Introduction to Claudia Sheinbaum’s Administration
Claudia Sheinbaum has been at the helm of Mexico’s government for four quarters, and her tenure has been marked by stagnant economic growth. Out of these four quarters, two have witnessed declines, while the remaining two have seen growth rates far below one percent.
Economic Stagnation and Lack of Growth
Mexico’s economy is currently stagnant, neither near a recession nor experiencing the minimal inherent growth that existed before the Fourth Transformation took power. This growth, which opponents previously criticized, has been absent for seven years under this regime.
The average growth rate of Mexico’s economy over these seven years, from the third quarter of 2018 to the third quarter of 2025, stands at a mere 0.03 percent.
This period of seven years without economic growth has left little hope for future improvement. If this year concludes more dynamically, particularly in the tertiary sector, the Gross Domestic Product (GDP) might expand annually by 0.5 percent.

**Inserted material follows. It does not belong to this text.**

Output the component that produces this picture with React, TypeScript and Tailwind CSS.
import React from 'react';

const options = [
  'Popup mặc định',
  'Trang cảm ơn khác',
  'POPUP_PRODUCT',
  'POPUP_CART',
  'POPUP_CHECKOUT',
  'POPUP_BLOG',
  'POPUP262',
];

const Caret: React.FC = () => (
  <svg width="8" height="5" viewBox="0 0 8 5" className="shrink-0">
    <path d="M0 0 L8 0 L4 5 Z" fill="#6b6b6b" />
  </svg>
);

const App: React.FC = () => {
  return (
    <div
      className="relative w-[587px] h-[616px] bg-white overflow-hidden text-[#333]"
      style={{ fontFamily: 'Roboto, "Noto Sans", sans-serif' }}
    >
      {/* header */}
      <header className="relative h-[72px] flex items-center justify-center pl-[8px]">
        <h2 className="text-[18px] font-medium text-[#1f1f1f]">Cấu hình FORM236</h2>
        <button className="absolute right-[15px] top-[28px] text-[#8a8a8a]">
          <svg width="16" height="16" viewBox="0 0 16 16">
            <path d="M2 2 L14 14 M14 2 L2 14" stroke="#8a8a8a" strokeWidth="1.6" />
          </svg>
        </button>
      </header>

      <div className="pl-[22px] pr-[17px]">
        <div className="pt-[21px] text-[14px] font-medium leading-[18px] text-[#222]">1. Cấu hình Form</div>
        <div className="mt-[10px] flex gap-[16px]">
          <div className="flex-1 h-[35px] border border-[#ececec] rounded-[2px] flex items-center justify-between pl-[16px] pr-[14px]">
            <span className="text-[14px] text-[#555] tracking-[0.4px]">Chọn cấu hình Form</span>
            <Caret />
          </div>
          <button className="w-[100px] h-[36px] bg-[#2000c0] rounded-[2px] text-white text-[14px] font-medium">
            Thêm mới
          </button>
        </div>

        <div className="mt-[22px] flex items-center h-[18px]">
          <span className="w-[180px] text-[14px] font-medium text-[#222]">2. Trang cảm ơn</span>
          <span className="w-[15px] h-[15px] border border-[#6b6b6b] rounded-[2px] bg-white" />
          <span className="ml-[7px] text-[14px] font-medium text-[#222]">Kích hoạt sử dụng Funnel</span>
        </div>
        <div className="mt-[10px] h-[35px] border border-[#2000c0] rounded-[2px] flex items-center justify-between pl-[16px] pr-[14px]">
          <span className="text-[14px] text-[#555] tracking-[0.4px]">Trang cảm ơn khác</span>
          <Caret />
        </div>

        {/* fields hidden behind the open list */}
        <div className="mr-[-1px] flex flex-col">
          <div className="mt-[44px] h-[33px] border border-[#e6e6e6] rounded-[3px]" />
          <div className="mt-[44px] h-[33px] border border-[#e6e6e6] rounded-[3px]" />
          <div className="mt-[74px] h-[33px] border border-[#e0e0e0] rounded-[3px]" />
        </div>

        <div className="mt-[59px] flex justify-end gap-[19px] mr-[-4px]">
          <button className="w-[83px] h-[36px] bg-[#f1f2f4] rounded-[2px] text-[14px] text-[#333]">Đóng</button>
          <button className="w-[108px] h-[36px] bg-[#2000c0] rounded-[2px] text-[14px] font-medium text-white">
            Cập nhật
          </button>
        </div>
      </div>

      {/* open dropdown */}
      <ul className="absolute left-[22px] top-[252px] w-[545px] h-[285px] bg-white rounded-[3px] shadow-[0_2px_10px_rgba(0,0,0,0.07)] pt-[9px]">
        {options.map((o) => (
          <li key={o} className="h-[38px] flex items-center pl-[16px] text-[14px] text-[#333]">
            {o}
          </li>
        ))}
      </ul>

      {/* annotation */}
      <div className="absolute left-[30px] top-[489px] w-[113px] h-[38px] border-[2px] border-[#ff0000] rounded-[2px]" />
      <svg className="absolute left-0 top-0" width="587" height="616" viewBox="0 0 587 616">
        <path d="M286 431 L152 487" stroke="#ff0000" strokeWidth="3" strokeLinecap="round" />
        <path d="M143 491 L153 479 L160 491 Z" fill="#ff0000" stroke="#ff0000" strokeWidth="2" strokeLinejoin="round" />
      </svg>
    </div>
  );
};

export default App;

Analysts consulted by Banco de México predict a 1.35 percent GDP growth for 2026, while some forecasters anticipate a 2.0 percent growth for 2027. However, 2027 also appears financially challenging due to the slow fiscal correction following irresponsible spending and borrowing in 2024, insufficient economic growth to meet fiscal targets, and the approaching election year.
Government Responsibility vs. Heritage and External Factors
Where do the current government’s responsibilities lie in the poor economic performance, and where do heritage and external factors play a role?
Undoubtedly, former President Andrés Manuel López Obrador’s mismanagement of the economy is the primary reason for more than six years without growth. His excessive public spending, particularly on infrastructure projects that instead of fostering growth, inherited greater subsidy costs for their maintenance, has caused significant harm.
The most damaging aspect of López Obrador’s tenure, however, was the erosion of business confidence.
Sheinbaum’s administration has been calling for fiscal corrections, growth drivers, and infrastructure investments this year. Externally, Donald Trump’s persistent threat to disrupt trade chains undeniably impacts the secondary sector, affecting investment decisions and delaying industrial expansion plans.
Moreover, several decisions made by the current government during its first year of administration have negatively affected economic performance. This administration initiated the takeover of the Judicial Power, and now it is crafting a counter-electoral reform with clear authoritarian undertones.
The true challenge for Claudia Sheinbaum’s government is not just avoiding a potential recession but transcending the lost six years under López Obrador. The real task is to demonstrate a distinct economic project that prioritizes investment, legal certainty, and confidence generation – elements essential for growth, which the Fourth Transformation cannot deny.